→ Request: Show all lines holding the string "React".

→ Data segment:
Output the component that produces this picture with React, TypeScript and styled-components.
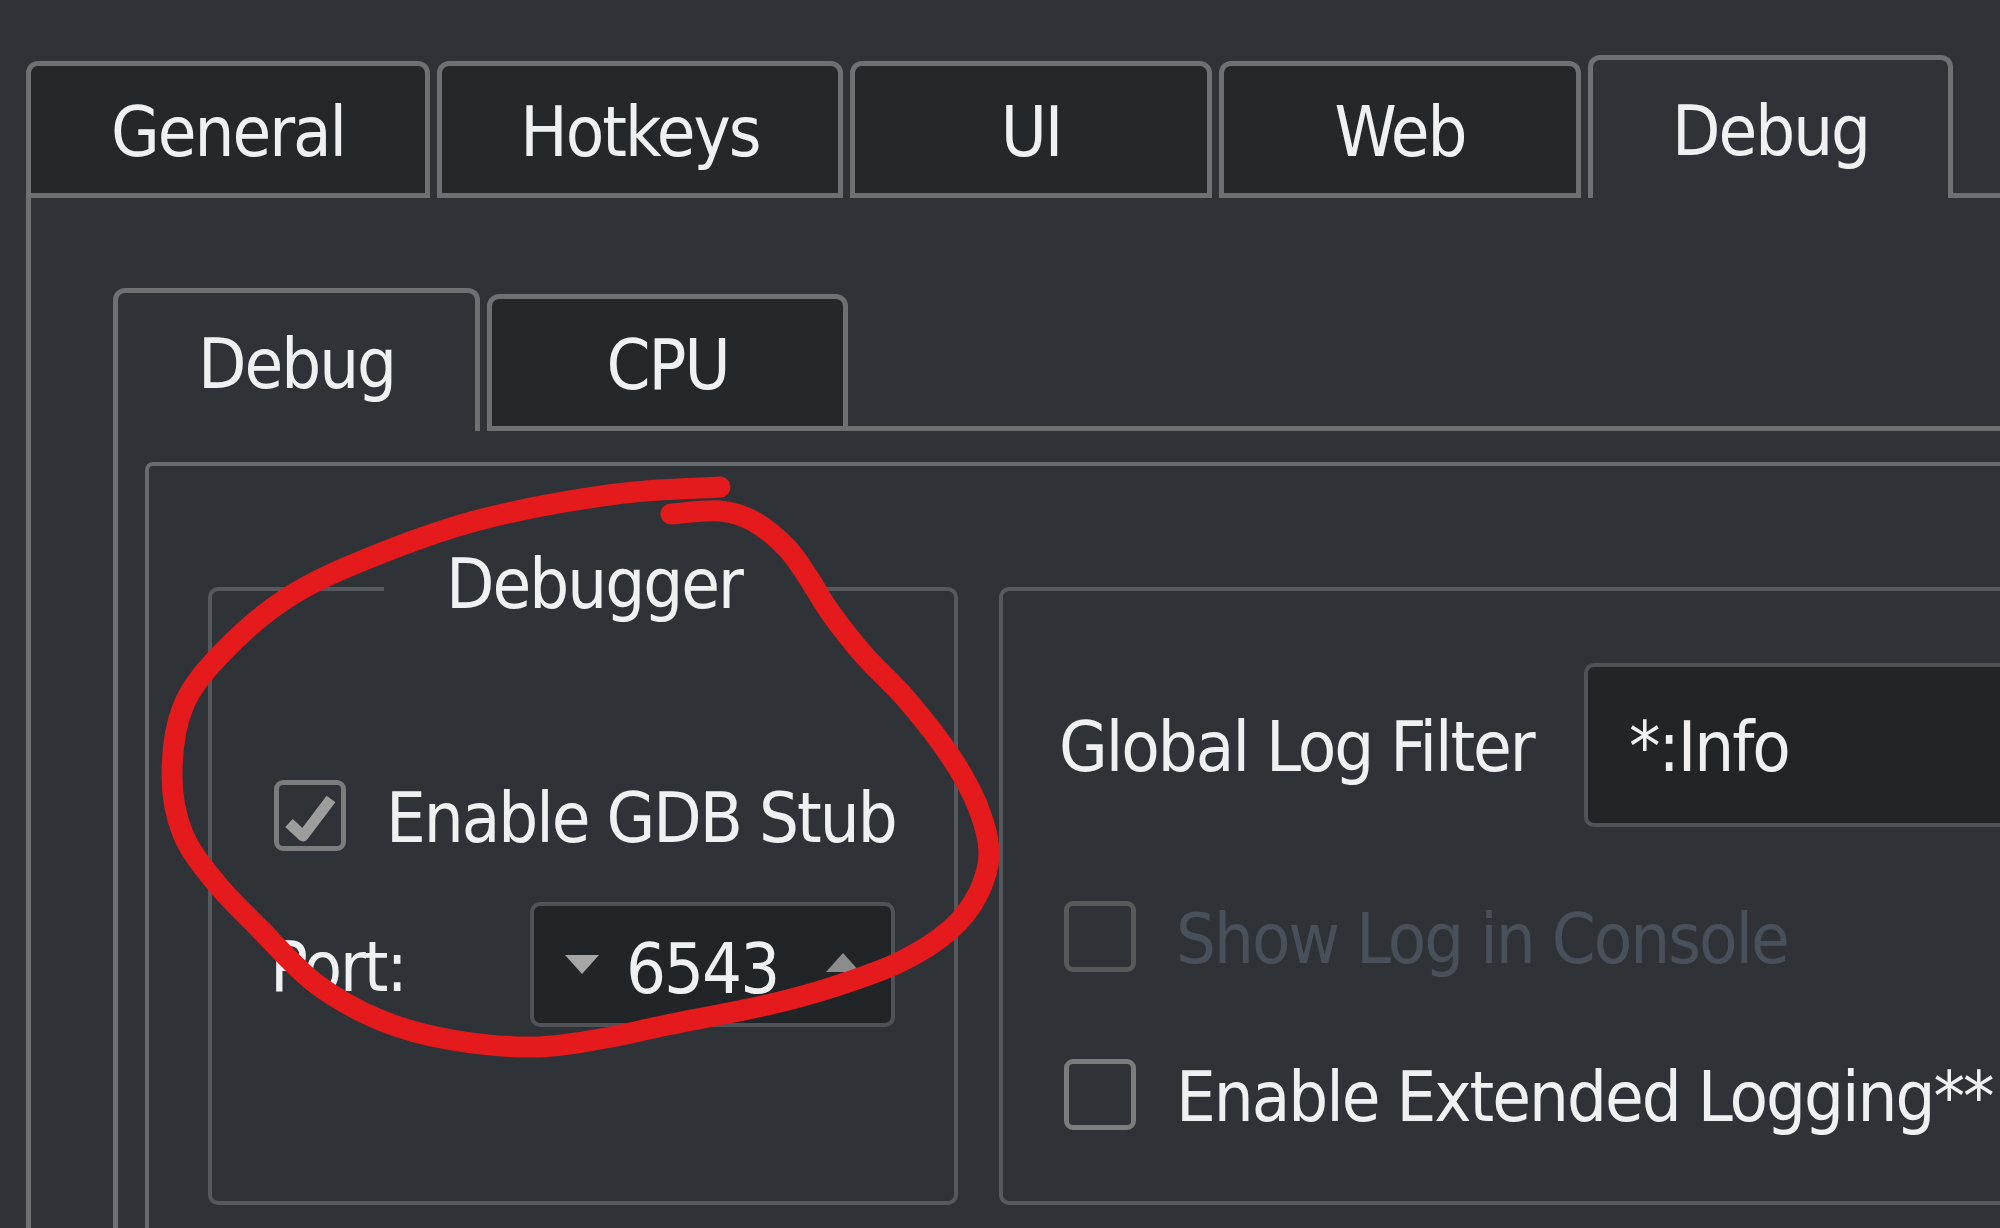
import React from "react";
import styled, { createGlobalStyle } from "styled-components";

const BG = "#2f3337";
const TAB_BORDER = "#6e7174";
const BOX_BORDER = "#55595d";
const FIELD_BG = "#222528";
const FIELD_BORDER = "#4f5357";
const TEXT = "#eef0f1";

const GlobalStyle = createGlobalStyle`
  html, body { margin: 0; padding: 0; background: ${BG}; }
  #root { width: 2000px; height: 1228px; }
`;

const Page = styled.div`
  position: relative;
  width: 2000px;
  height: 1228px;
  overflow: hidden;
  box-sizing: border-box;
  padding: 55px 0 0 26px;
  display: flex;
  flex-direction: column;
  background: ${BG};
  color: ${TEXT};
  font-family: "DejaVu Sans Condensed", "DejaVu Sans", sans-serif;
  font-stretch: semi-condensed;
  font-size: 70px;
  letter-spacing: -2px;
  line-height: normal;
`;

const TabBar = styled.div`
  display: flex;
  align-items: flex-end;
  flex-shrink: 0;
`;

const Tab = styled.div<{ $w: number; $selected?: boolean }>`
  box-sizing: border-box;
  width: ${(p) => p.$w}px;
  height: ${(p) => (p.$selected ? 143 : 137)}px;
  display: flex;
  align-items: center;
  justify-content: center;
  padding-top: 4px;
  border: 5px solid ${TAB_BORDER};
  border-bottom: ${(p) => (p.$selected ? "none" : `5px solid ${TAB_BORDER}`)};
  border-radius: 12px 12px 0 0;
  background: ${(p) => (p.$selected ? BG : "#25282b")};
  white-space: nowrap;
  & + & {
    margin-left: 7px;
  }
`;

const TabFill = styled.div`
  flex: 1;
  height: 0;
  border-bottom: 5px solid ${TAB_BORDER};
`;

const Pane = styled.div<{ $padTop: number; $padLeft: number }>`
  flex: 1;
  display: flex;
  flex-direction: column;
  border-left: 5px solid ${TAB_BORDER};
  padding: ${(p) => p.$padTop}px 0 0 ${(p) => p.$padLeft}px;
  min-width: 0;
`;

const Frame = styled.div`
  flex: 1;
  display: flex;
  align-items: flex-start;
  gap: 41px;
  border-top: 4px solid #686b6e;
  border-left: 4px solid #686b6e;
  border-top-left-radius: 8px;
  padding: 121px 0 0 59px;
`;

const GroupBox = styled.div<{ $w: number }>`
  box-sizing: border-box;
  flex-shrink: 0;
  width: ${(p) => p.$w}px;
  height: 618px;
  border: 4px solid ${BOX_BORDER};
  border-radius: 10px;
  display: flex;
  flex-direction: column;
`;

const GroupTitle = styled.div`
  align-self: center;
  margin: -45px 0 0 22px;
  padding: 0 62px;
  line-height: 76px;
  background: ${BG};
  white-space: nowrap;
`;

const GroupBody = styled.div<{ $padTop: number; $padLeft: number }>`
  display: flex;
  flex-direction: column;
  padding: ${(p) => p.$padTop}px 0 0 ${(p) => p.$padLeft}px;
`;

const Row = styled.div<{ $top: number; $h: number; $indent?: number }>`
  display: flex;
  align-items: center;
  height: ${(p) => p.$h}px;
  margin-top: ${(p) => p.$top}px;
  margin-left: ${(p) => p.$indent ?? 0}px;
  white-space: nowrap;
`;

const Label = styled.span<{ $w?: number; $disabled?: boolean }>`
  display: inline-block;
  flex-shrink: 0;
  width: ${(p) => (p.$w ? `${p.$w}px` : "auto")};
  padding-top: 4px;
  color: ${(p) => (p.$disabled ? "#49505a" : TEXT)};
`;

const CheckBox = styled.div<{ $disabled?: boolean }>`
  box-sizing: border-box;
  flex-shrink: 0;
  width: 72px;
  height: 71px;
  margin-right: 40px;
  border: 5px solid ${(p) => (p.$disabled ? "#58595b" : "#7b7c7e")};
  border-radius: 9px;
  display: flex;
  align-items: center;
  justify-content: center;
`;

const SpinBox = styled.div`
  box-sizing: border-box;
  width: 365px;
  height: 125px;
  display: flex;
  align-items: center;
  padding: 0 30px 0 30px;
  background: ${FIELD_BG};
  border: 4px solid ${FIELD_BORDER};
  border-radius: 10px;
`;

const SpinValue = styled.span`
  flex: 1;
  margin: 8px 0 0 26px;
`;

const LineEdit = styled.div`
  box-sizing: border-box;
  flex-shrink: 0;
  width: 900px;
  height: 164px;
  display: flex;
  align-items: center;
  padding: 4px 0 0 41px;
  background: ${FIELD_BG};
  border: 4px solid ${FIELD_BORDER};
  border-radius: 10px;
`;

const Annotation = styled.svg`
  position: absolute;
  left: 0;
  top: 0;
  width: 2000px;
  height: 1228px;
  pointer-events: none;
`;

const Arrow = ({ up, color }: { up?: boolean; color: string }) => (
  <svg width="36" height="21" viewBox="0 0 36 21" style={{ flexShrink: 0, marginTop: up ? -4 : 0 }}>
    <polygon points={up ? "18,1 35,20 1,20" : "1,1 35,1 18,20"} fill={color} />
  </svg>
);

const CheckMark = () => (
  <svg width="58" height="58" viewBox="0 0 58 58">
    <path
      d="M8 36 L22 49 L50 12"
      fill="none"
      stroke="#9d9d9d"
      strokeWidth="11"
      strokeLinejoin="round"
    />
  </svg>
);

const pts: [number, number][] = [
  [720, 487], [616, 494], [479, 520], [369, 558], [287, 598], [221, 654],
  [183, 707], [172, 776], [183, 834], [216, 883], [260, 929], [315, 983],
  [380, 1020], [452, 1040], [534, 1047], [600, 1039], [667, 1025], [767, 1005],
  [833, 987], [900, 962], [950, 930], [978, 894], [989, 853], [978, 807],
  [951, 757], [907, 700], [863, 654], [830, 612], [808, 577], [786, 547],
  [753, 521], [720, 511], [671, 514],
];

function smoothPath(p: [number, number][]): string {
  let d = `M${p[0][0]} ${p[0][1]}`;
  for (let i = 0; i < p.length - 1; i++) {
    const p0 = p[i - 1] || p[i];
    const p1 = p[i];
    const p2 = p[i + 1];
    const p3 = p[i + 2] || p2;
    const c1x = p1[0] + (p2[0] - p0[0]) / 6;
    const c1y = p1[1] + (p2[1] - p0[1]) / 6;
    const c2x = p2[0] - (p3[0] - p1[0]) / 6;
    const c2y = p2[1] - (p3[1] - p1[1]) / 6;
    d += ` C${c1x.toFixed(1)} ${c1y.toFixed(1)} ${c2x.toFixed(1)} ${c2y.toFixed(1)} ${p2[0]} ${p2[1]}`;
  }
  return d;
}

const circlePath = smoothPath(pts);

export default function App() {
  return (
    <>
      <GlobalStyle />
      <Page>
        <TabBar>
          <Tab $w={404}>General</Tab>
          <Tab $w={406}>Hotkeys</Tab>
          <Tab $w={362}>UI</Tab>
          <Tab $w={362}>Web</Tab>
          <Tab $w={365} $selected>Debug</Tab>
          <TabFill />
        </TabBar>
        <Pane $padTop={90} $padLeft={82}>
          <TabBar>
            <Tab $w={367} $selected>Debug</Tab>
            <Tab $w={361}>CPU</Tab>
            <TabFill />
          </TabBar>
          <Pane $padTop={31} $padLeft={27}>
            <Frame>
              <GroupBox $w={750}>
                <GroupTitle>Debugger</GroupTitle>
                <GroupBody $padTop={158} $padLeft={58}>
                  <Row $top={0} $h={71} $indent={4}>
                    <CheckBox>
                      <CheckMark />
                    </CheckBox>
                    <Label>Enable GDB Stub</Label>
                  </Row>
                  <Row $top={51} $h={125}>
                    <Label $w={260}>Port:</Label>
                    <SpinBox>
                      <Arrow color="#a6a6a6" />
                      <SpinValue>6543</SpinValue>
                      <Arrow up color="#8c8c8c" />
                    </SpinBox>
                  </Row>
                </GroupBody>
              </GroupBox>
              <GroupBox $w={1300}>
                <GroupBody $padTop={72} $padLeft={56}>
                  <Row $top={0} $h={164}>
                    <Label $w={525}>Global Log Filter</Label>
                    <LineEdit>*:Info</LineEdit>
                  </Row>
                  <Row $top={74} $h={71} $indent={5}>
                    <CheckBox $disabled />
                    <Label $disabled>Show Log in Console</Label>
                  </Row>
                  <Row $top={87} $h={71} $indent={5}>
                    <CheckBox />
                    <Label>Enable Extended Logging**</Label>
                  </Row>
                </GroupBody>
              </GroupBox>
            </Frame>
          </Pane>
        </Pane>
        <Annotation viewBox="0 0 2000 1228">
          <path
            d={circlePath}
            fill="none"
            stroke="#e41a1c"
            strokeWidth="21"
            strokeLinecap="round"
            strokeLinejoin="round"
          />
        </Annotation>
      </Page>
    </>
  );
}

→ Output below:
Output the component that produces this picture with React, TypeScript and styled-components.
import React from "react";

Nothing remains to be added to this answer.